We investigated the birefringence of the side-hole fiber with and without metal at the wavelength of 1340 nm. The birefringence of the side-hole fiber without metal was calculated from the fringe spacing shown in Fig. 2(b) and the equation [16], B=λ2/(LΔλ), where λ is the operation wavelength, L is the length of the side-hole fiber, and Δλ is the fringe spacing. The birefringence of the side-hole fiber without metal was calculated to be 9.16×10-5 from the fringe spacing of 19.60 nm at 1340 nm. On the other hand, the birefringence was found to slightly increase to be 1.26×10-4 and 1.29×10-4 when the side-hole fibers were filled with Bi and 80Au-20Sn alloy, respectively. In the case of the metals with the larger thermal expansion coefficient, the more the fiber birefringence increased. The birefringence was 1.30×10-4 and 4.02×10-4 in the side-hole fibers with Sn and In, respectively. Note that the birefringence of the fiber with metal was calculated by subtracting the contribution (Ln/LmBn+L0/LmB0) of the fiber region without metal from the total birefringence term (Ln/LmB=Ln/Lmλ2/(LΔλ)) in Eq. (3) of Ref. 5, where Bn and B0 are the birefringence of the fiber region without metal inside and outside the heating chamber, respectively. Since B0 was equal to Bn at room temperature ~25.4 °C, the birefringence of the fiber region with metal was obtained from the equation, Bm=(L/Lm)B-(Ln/Lm)Bn-(L0/Lm)B0=5λ2/(LΔλ)-4Bn.
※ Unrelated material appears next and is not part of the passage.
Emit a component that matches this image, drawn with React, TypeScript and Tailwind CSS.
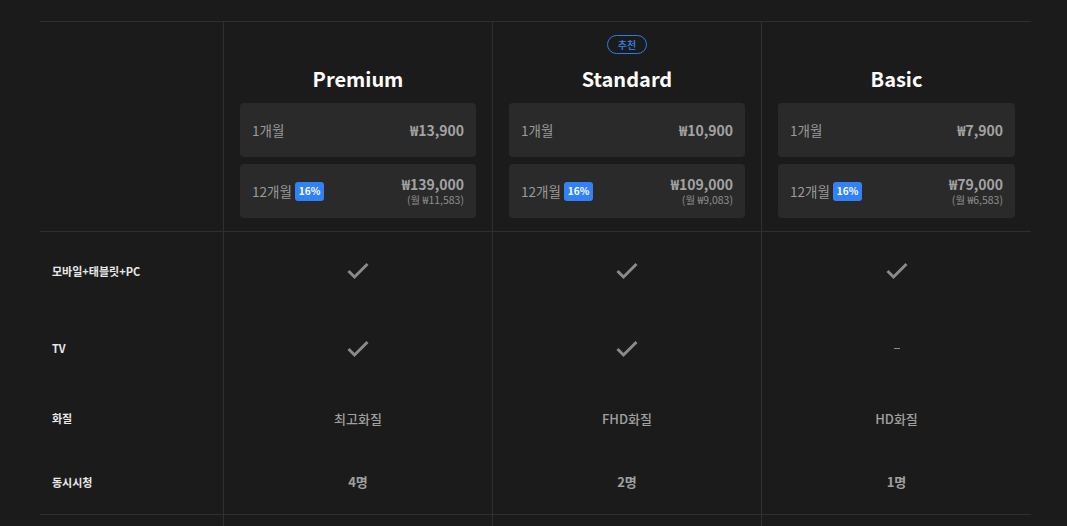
import React from 'react';

type Plan = {
  name: string;
  recommended?: boolean;
  monthly: string;
  yearly: string;
  perMonth: string;
  tv: boolean;
  quality: string;
  screens: string;
};

const plans: Plan[] = [
  { name: 'Premium', monthly: '₩13,900', yearly: '₩139,000', perMonth: '(월 ₩11,583)', tv: true, quality: '최고화질', screens: '4명' },
  { name: 'Standard', recommended: true, monthly: '₩10,900', yearly: '₩109,000', perMonth: '(월 ₩9,083)', tv: true, quality: 'FHD화질', screens: '2명' },
  { name: 'Basic', monthly: '₩7,900', yearly: '₩79,000', perMonth: '(월 ₩6,583)', tv: false, quality: 'HD화질', screens: '1명' },
];

const font = { fontFamily: '"Noto Sans CJK KR", "Noto Sans", sans-serif' };

const Check = () => (
  <svg width="24" height="18" viewBox="0 0 24 18" fill="none">
    <polyline points="2.5,9 8.5,15 21.5,2" stroke="#8a8a8a" strokeWidth="3" />
  </svg>
);

const gridCols = 'grid grid-cols-[183px_269px_269px_270px]';

const App = () => {
  return (
    <div className="min-h-screen w-full bg-[#1b1b1b] pt-[21px]" style={font}>
      <div className="ml-[40px] w-[991px]">
        {/* Header row */}
        <div className={`${gridCols} border-t border-b border-[#2f2f2f]`}>
          <div />
          {plans.map((p) => (
            <div key={p.name} className="flex flex-col items-center border-l border-[#2f2f2f] px-4 pt-[13px] pb-[13px]">
              <div className="h-[19px]">
                {p.recommended && (
                  <span className="flex h-[19px] items-center rounded-full border border-[#2f7be6] px-[10px] text-[10px] font-medium leading-none text-[#3a86f0]">
                    추천
                  </span>
                )}
              </div>
              <div className="mt-[11px] mb-[10px] text-[20px] font-bold leading-[28px] text-white">{p.name}</div>
              <div className="flex h-[54px] w-full items-center justify-between rounded-[4px] bg-[#2a2a2a] px-[12px]">
                <span className="text-[13.5px] text-[#9a9a9a]">1개월</span>
                <span className="text-[14px] font-bold text-[#a3a3a3]">{p.monthly}</span>
              </div>
              <div className="mt-[7px] flex h-[54px] w-full items-center justify-between rounded-[4px] bg-[#2a2a2a] px-[12px]">
                <div className="flex items-center gap-[3px]">
                  <span className="text-[13.5px] text-[#9a9a9a]">12개월</span>
                  <span className="flex h-[19px] items-center rounded-[3px] bg-[#3182f6] px-[4px] text-[10px] font-semibold leading-none text-white">
                    16%
                  </span>
                </div>
                <div className="flex flex-col items-end">
                  <span className="text-[14px] font-bold leading-[18px] text-[#a3a3a3]">{p.yearly}</span>
                  <span className="text-[10.5px] leading-[14px] text-[#8e8e8e]">{p.perMonth}</span>
                </div>
              </div>
            </div>
          ))}
        </div>

        {/* Feature rows */}
        <div className={`${gridCols} h-[78px]`}>
          <div className="flex items-center pl-[12px] text-[11px] font-bold text-[#e8e8e8]">모바일+태블릿+PC</div>
          {plans.map((p) => (
            <div key={p.name} className="flex items-center justify-center border-l border-[#2f2f2f]">
              <Check />
            </div>
          ))}
        </div>
        <div className={`${gridCols} h-[77px]`}>
          <div className="flex items-center pl-[12px] text-[11px] font-bold text-[#e8e8e8]">TV</div>
          {plans.map((p) => (
            <div key={p.name} className="flex items-center justify-center border-l border-[#2f2f2f]">
              {p.tv ? <Check /> : <span className="h-px w-[6px] bg-[#8a8a8a]" />}
            </div>
          ))}
        </div>
        <div className={`${gridCols} h-[63px]`}>
          <div className="flex items-center pl-[12px] text-[11px] font-bold text-[#e8e8e8]">화질</div>
          {plans.map((p) => (
            <div key={p.name} className="flex items-center justify-center border-l border-[#2f2f2f] text-[13px] font-medium text-[#a0a0a0]">
              {p.quality}
            </div>
          ))}
        </div>
        <div className={`${gridCols} h-[65px] border-b border-[#2f2f2f]`}>
          <div className="flex items-center pl-[12px] text-[11px] font-bold text-[#e8e8e8]">동시시청</div>
          {plans.map((p) => (
            <div key={p.name} className="flex items-center justify-center border-l border-[#2f2f2f] text-[13px] font-semibold text-[#a0a0a0]">
              {p.screens}
            </div>
          ))}
        </div>
        <div className={`${gridCols} h-[60px]`}>
          <div />
          {plans.map((p) => (
            <div key={p.name} className="border-l border-[#2f2f2f]" />
          ))}
        </div>
      </div>
    </div>
  );
};

export default App;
The wavelength shift of the interference fringe in the SLI using the side-hole fiber filled with 80Au-20Sn alloy was examined during the temperature change from 28.4 to 83.4 °C. Fig. 3(a) compares the wavelength shift with the temperature in the SLIs using the fiber with and without 80Au-20Sn alloy, respectively. In the both cases with and without 80Au-20Sn alloy, the interference fringe was shifted to the shorter wavelength with temperature increase. In the fiber without metal, the amount of the wavelength shift was 28 nm during the temperature increase from 29.5 to 83.4 °C, while the corresponding wavelength shift in the fiber filled with 80Au-20Sn alloy was 69 nm. From linear fitting of the wavelength shift with temperature, the wavelength shift sensitivity of the SLI with and without 80Au-20Sn alloy was estimated to be -1.35 and -0.62 nm/K, respectively. Interestingly, as shown in Fig. 3(a), the slight longer wavelength shift reported in the previous studies [2,5,6] was also found below ~29.5 °C.
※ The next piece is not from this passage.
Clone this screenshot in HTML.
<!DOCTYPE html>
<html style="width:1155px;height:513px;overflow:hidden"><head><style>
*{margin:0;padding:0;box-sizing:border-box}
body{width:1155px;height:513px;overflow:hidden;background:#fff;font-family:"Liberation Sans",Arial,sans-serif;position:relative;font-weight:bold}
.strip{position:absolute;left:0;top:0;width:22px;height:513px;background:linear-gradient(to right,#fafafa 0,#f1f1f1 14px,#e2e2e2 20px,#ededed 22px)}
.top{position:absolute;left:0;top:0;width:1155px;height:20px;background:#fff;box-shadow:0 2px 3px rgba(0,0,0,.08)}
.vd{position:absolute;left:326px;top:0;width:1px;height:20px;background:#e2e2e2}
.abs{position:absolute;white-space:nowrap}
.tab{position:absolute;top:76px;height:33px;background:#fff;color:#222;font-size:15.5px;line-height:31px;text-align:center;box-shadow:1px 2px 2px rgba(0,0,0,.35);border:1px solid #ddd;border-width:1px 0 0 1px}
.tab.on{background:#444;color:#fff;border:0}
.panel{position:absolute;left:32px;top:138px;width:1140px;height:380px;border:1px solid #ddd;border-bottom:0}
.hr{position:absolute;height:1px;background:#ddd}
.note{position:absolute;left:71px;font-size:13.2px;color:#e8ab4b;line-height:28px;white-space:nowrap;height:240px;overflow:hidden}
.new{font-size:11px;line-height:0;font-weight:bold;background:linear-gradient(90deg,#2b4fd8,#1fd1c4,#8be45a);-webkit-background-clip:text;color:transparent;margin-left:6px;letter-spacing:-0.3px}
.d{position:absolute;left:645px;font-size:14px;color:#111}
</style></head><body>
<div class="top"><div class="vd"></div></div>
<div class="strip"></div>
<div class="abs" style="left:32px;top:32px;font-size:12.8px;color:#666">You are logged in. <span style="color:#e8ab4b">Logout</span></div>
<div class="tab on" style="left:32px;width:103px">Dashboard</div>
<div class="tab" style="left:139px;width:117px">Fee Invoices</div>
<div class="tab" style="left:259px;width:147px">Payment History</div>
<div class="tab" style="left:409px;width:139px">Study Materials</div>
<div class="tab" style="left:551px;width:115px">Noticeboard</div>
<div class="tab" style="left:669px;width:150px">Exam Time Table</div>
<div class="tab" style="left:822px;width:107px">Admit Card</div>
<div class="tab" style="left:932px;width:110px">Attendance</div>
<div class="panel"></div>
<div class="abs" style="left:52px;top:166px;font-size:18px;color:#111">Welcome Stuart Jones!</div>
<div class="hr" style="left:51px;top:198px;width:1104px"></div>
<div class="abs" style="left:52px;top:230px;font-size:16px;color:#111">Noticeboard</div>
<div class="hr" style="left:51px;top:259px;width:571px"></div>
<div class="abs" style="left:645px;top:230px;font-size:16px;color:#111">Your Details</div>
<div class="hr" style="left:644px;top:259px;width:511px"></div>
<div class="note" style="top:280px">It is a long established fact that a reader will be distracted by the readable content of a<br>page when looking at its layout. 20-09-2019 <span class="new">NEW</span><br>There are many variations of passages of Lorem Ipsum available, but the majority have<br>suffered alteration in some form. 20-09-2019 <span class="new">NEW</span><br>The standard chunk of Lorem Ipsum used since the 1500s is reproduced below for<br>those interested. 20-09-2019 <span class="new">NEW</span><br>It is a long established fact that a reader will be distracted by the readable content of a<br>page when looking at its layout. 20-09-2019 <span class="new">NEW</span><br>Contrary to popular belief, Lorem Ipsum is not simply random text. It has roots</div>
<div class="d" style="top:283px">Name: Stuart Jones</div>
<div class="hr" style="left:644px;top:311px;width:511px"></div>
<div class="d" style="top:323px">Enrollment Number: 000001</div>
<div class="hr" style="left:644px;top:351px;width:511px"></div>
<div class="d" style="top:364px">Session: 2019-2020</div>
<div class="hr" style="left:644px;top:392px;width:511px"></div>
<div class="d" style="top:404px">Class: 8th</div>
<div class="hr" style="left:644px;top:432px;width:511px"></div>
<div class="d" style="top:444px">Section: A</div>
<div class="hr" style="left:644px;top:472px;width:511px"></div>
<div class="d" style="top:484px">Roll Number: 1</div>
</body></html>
The shorter wavelength shift was also found in SLIs using the fibers filled with the other metals (Bi, Sn, and In). The fiber birefringence decreased with the increase of temperature due to thermal expansion of the stress inducing metals inside the holes, resulting in wavelength shift to the shorter wavelength as found in the reports with various birefringence fibers [2,5-8].
Fig. 3. (a) Wavelength shift of the interference fringe with temperature from 28.4 to 83.4 °C in the SLI based on the fiber filled with 80Au-20Sn alloy and (b) wavelength shift of the fringe induced solely by 80Au-20Sn alloy. (The solid line represents linear fitting of the wavelength shift in the range from 29.5 °C to 83.4 °C.)
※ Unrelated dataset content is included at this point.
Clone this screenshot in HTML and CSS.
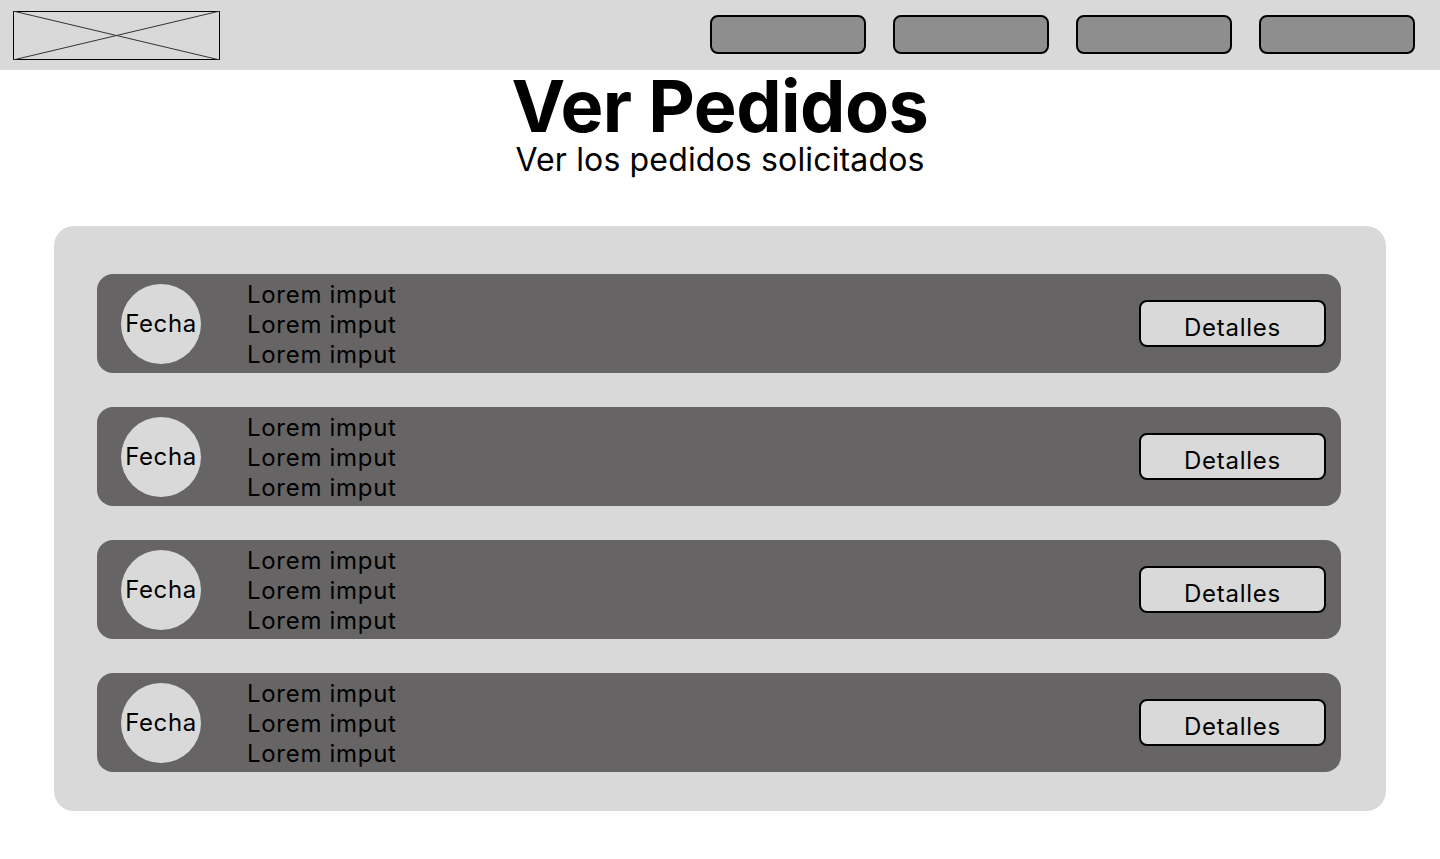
FILE: index.html
```html
<!DOCTYPE html>
<html lang="es">
<head>
<meta charset="utf-8">
<title>Ver Pedidos</title>
<link rel="stylesheet" href="styles.css">
</head>
<body>
<header class="topbar">
  <div class="logo">
    <svg width="207" height="49" viewBox="0 0 207 49" preserveAspectRatio="none">
      <rect x="0.5" y="0.5" width="206" height="48" fill="none" stroke="#000" stroke-width="1"/>
      <line x1="0" y1="0" x2="207" y2="49" stroke="#333" stroke-width="1"/>
      <line x1="0" y1="49" x2="207" y2="0" stroke="#333" stroke-width="1"/>
    </svg>
  </div>
  <nav class="nav">
    <span class="nav-btn"></span>
    <span class="nav-btn"></span>
    <span class="nav-btn"></span>
    <span class="nav-btn"></span>
  </nav>
</header>
<main class="main">
  <h1 class="title">Ver Pedidos</h1>
  <p class="subtitle">Ver los pedidos solicitados</p>
  <section class="panel">
    <div class="order">
      <div class="date">Fecha</div>
      <div class="lines"><span>Lorem imput</span><span>Lorem imput</span><span>Lorem imput</span></div>
      <button class="details">Detalles</button>
    </div>
    <div class="order">
      <div class="date">Fecha</div>
      <div class="lines"><span>Lorem imput</span><span>Lorem imput</span><span>Lorem imput</span></div>
      <button class="details">Detalles</button>
    </div>
    <div class="order">
      <div class="date">Fecha</div>
      <div class="lines"><span>Lorem imput</span><span>Lorem imput</span><span>Lorem imput</span></div>
      <button class="details">Detalles</button>
    </div>
    <div class="order">
      <div class="date">Fecha</div>
      <div class="lines"><span>Lorem imput</span><span>Lorem imput</span><span>Lorem imput</span></div>
      <button class="details">Detalles</button>
    </div>
  </section>
</main>
</body>
</html>
```
FILE: styles.css
```css
* { box-sizing: border-box; }
html, body { margin: 0; padding: 0; background: #fff; }
body { font-family: Inter, "Noto Sans", sans-serif; color: #000; width: 1440px; }

.topbar {
  height: 70px;
  background: #d9d9d9;
  display: flex;
  align-items: flex-start;
  justify-content: space-between;
  padding: 11px 25px 0 13px;
}
.logo { width: 207px; height: 49px; display: flex; }
.logo svg { display: block; }
.nav { display: flex; gap: 27px; padding-top: 4px; }
.nav-btn {
  display: block;
  width: 156px;
  height: 39px;
  background: #8e8e8e;
  border: 2px solid #000;
  border-radius: 8px;
}

.main { display: flex; flex-direction: column; align-items: center; }
.title {
  margin: 0;
  font-size: 72px;
  line-height: 72px;
  font-weight: 700;
  letter-spacing: -0.5px;
}
.subtitle {
  margin: 0 0 48px 0;
  font-size: 32px;
  line-height: 36px;
  font-weight: 400;
  letter-spacing: 0.15px;
}

.panel {
  width: 1332px;
  background: #d9d9d9;
  border-radius: 20px;
  padding: 48px 45px 39px 43px;
  display: flex;
  flex-direction: column;
  gap: 34px;
}
.order {
  height: 99px;
  background: #666465;
  border-radius: 16px;
  display: flex;
  align-items: center;
  padding: 0 15px 0 24px;
}
.date {
  width: 80px;
  height: 80px;
  border-radius: 50%;
  background: #d9d9d9;
  display: flex;
  align-items: center;
  justify-content: center;
  font-size: 24px;
  letter-spacing: 0.6px;
  color: #000;
  flex-shrink: 0;
}
.lines {
  margin-left: 46px;
  display: flex;
  flex-direction: column;
  font-size: 24px;
  line-height: 30px;
  letter-spacing: 0.7px;
  color: #000;
  flex: 1;
  padding-top: 2px;
}
.details {
  width: 187px;
  height: 47px;
  background: #d9d9d9;
  border: 2px solid #000;
  border-radius: 8px;
  font-family: Inter, "Noto Sans", sans-serif;
  font-size: 24px;
  letter-spacing: 0.75px;
  color: #000;
  padding: 9px 0 0 0;
  line-height: 30px;
}
```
To clarify effect of filler metal on the thermal property of the side-hole fiber, the wavelength shift sensitivity (dλm/dT) induced solely by metal was investigated. The wavelength shift sensitivity solely due to metal was obtained by subtracting the wavelength shift sensitivity (dλ0/dT) of the fiber without metal from that of the fiber with metal and was expressed as dλm/dT=dλ/dT-dλ0/dT, where λ and λ0 are the wavelength shifts of interference fringe measured from the side-hole fiber with and without metal, respectively. Using the equation and the measured results shown in Fig. 3(a), the wavelength shift solely induced by the metal (80Au-20Sn alloy) was estimated and the result is represented in Fig. 3(b). The wavelength shift was very linear with temperature in comparing with the curved shift shown in Fig. 3(a). The wavelength shift sensitivity, dλm/dT=-0.73 nm/K, was identified to be induced solely by the thermal expansion property of 80Au-20Sn alloy. The wavelength shift sensitivities induced solely by the other metals were -0.19, -2.96, and -6.01 nm/K in the SLIs using the fibers filled with Bi, Sn, and In, respectively.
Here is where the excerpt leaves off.